Denn bei Reisen dieser Art gäbe es sicher kaum Möglichkeiten zu ganz
privaten Unternehmungen. Dem stimmten die beiden zu. Und am Ende der
Diskussion war man sich einig, dass es mindestens zwei Gruppen Reisender
gibt, die Themafahrer und die Neugierigen. Die ersten wissen am Ende einer
Reise dann alles über die Lage der Bauern in Äthiopien, die anderen
berichten von Straßenszenen und Suuks und unerwarteten Begegnungen. Der
eine hofft, das Erwartete zu sehen, der andere lässt sich treiben und hat
nachher Probleme, in ein paar Sätzen zu erklären, was er gesehen hat.

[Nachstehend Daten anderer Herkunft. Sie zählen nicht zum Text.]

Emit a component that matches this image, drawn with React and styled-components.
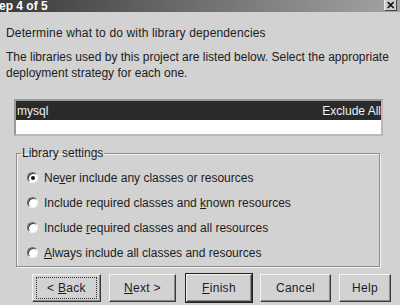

►►► Tja, Lesen bildet. In einer Fachzeitschrift hat Hein Mück diesen bemerkenswerten Satz gefunden: „Journalisten können ihren Beruf gar nicht mit dem Leben verwechseln, weil sie beides für dasselbe halten”. Donnerwetter, dachte Hein Mück, das ist ja gut beobachtet. Und sah sich mit anderen Augen in der Weltgeschichte und im Ortsgeschehen um, folgte Talkshows anders als bisher und wagte sich in die öffentliche Sitzung seines Ortsbeirats, auf der so wichtige Themen wie Straßenumwidmungen oder Ampelschaltungen diskutiert wurden. Und nun weiß er, dass es noch drei weitere Gruppen von Menschen gibt, für die Beruf und Leben das gleiche sind. Politiker haben zu allem, was geschieht, immer eine Meinung und immer die richtige, die andere möglichst teilen sollten. Sie achten dabei wenig auf das, was sie früher mal sagten, denn in diesem Beruf lernt man ja ständig dazu. Die zweite Gruppe sind die immer häufiger im öffentlichen Dienst anzutreffenden Sozialpädagogen. Die haben in ihrem Studium so viele Fachgebiete berührt, dass sie zu allem, was in der Welt abläuft, etwas sagen können. Das tun sie dann auch gern und haben ähnlich wie Politiker eine exakte Vorstellung, wie die nahe und ferne Welt ticken sollte, die Männer im Libanon ebenso wie die Bewohner der Vorstadt. Die dritte Gruppe sind die Pfarrer, für die die Identität von Beruf und Leben einen besonderen Akzent bekommen hat. Denn sie kümmern sich ja auch noch um das ewige Leben.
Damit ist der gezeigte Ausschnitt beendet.